Blue Jasmine

Woody Allen

BY Robert BellPublished Aug 1, 2013

6
Like most of Woody Allen's works, Blue Jasmine is highly schematic — most of the characters are merely one-note archetypes, with a bit of flair, servicing a pedagogical essay and argument presented as a pseudo-functioning narrative. It's cold, devoid of cinematic appeal and has the feel of staged propaganda without actually being so.

However, in the midst of Allen's economic extrapolation and obvious commentary on greed, class divides and the capitalist machine there's an exceedingly well realized, idiosyncratic and astoundingly challenging character brought to life by a jittery and deceptive Cate Blanchett.

She plays the titular Jasmine, which in itself speaks to her contrived identity, being an assumed name she appropriated later in life to project an idea of glamour her middle-class upbringing as an adopted child couldn't. Jasmine didn't earn her designer wardrobe, furs or opulent home the old-fashioned way, though; she dropped out of school to marry the affluent Hal (Alec Baldwin), a self-made man who lost it all and then built his way back up through fuzzy, deliberately ill-defined means in the world of investments.

We learn this via a series of flashbacks and nervous rants. When Blue Jasmine opens, our protagonist is in the midst of a breakdown and life change, being forced to stay with her decidedly less refined sister, Ginger (Sally Hawkins), and her two sons after Hal is taken off to prison for financial crimes. Initially, the class differences between the sisters — one wears couture and the other spaghetti strap tops from a discount store — make for awkward comedy, just as Ginger's tactless boyfriend, Chili (Bobby Cannavale), does a good job alienating his potential future sister-in-law, asking her what sort of work she plans to do without any sort of education and a superiority complex.

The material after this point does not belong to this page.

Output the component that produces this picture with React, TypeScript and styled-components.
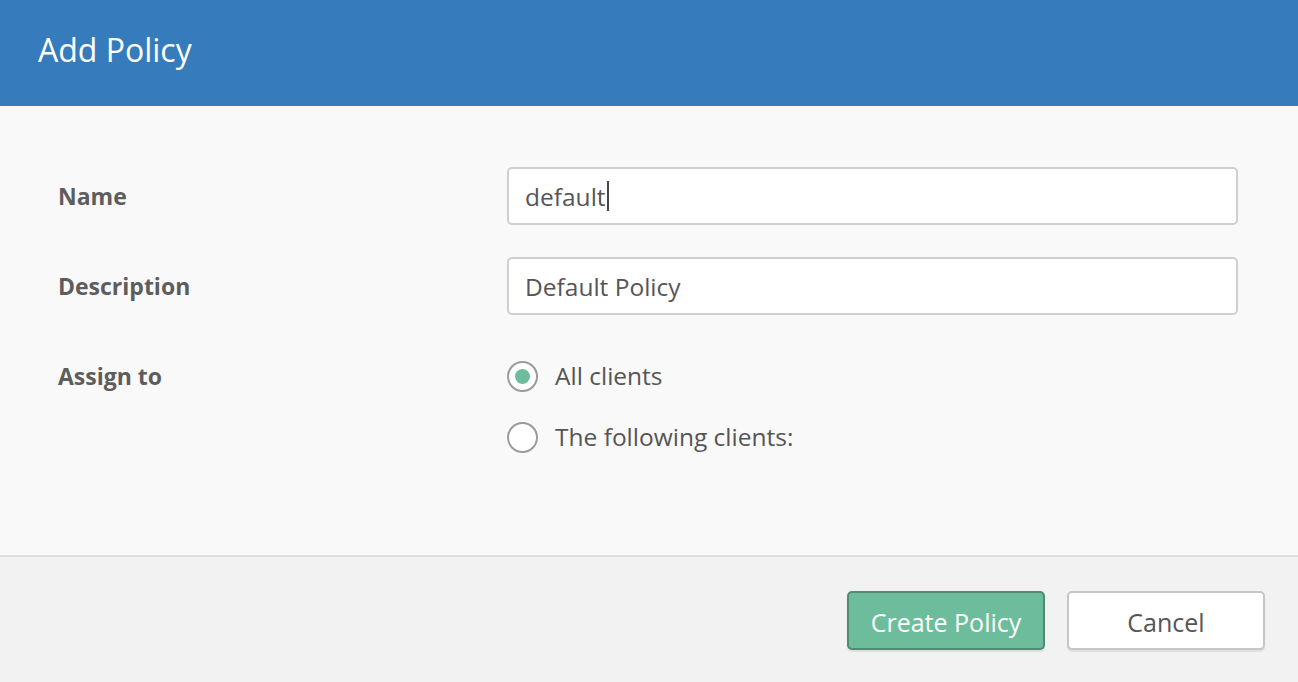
import React from 'react';
import styled, { createGlobalStyle } from 'styled-components';

const GlobalStyle = createGlobalStyle`
    html, body {
        margin: 0;
        padding: 0;
        background: #f2f2f2;
        font-family: 'Open Sans', Lato, 'Liberation Sans', sans-serif;
    }
`;

const Dialog = styled.div`
    display: flex;
    flex-direction: column;
    width: 1298px;
    height: 682px;
    overflow: hidden;
`;

const Header = styled.header`
    height: 106px;
    background: #367cbd;
    display: flex;
    align-items: center;
    padding: 0 38px;
    box-sizing: border-box;
`;

const Title = styled.h1`
    margin: 0 0 7px;
    font-size: 32px;
    font-weight: 400;
    color: #ffffff;
`;

const Body = styled.div`
    background: #f9f9f9;
    height: 451px;
    box-sizing: border-box;
    padding: 61px 60px 0 58px;
    border-bottom: 2px solid #dedede;
`;

const Form = styled.div`
    display: grid;
    grid-template-columns: 449px 1fr;
    row-gap: 32px;
    align-items: center;
`;

const Label = styled.label<{ $top?: boolean }>`
    font-size: 23px;
    font-weight: 700;
    color: #5d5d5d;
    line-height: 32px;
    align-self: ${p => (p.$top ? 'start' : 'center')};
    padding-top: ${p => (p.$top ? '13px' : '0')};
`;

const Input = styled.div`
    height: 58px;
    box-sizing: border-box;
    background: #ffffff;
    border: 2px solid #cfcfcf;
    border-radius: 5px;
    padding: 0 16px;
    display: flex;
    align-items: center;
    font-size: 24.5px;
    color: #555555;
`;

const Caret = styled.span`
    display: inline-block;
    width: 2px;
    height: 30px;
    background: #444;
    margin-left: 1px;
`;

const RadioGroup = styled.div`
    display: flex;
    flex-direction: column;
    gap: 29px;
    padding-top: 13px;
`;

const RadioRow = styled.div`
    display: flex;
    align-items: center;
    gap: 17px;
    font-size: 24.5px;
    color: #555555;
    line-height: 32px;
`;

const RadioCircle = styled.span<{ $checked?: boolean }>`
    width: 31px;
    height: 31px;
    box-sizing: border-box;
    border-radius: 50%;
    border: 2px solid #9a9a9a;
    background: #ffffff;
    display: flex;
    align-items: center;
    justify-content: center;

    &::after {
        content: '';
        width: 15px;
        height: 15px;
        border-radius: 50%;
        background: ${p => (p.$checked ? '#6dbd9c' : 'transparent')};
    }
`;

const Footer = styled.footer`
    flex: 1;
    background: #f2f2f2;
    display: flex;
    justify-content: flex-end;
    align-items: flex-start;
    gap: 22px;
    padding: 34px 33px 0 0;
`;

const Button = styled.button<{ $primary?: boolean }>`
    width: 198px;
    height: 59px;
    box-sizing: border-box;
    border-radius: 5px;
    padding: 3px 0 0;
    font-family: inherit;
    font-size: 25px;
    cursor: pointer;
    border: 2px solid ${p => (p.$primary ? '#4d8c72' : '#c6c6c6')};
    background: ${p => (p.$primary ? '#6dbd9c' : '#ffffff')};
    color: ${p => (p.$primary ? '#ffffff' : '#555555')};
    box-shadow: 0 2px 1px rgba(0, 0, 0, 0.08);
`;

export default function App() {
    return (
        <Dialog>
            <GlobalStyle />
            <Header>
                <Title>Add Policy</Title>
            </Header>
            <Body>
                <Form>
                    <Label>Name</Label>
                    <Input>
                        default
                        <Caret />
                    </Input>
                    <Label>Description</Label>
                    <Input>Default Policy</Input>
                    <Label $top>Assign to</Label>
                    <RadioGroup>
                        <RadioRow>
                            <RadioCircle $checked />
                            All clients
                        </RadioRow>
                        <RadioRow>
                            <RadioCircle />
                            The following clients:
                        </RadioRow>
                    </RadioGroup>
                </Form>
            </Body>
            <Footer>
                <Button $primary>Create Policy</Button>
                <Button>Cancel</Button>
            </Footer>
        </Dialog>
    );
}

Watching Jasmine acclimate to her new climate, taking a job as a secretary at a dental office, is what makes Allen's latest work a compelling, albeit anxiety-inducing experience. She pushes herself to the brink of sanity, working and studying to try and reacquire the lifestyle she'd grown accustomed to and misses dearly. As she gradually breaks down and, like everyone around her, outside of the lexicon of white trash, considers taking less honourable routes to financial ease, the overall message of cultural contradiction and hypocrisy — dangling the carrot of the dream in front of us, but leaving little opportunity for those not born wealthy to achieve it — becomes crystal clear.

As an observational piece, this perspective is quite intriguing and biting, having a bit more weight to it than Allen's usual range of interpersonal observations. Similarly, Blanchett's portrayal of someone deteriorating mentally is superlative, having the sort of raw emotional honesty that's genuinely uncomfortable to watch.

It's just unfortunate that everything surrounding her is so cartoonish and laboured. Ginger's wide-eyed, low-class ignorance is as patronizing as the tendency for every male character in the periphery of the story to act in a manner specific to the plot, rather than motivation. Whether they're hitting on Jasmine, or rejecting her after they catch her in a lie, these men are all just ciphers for her development and the sustainment of a thesis. The same goes for the three love interests associated with Ginger; they're overly garish clichés of working class ethos written by someone who has no real concept of such a lifestyle.

In leaving his comfort zone to make a bigger statement, Allen has indeed taken a worthwhile risk that reveals as much about his bigger picture acuity as it does his limitations in social observation, having very little understanding of those that don't have his bank account or cocktail party, performed identity.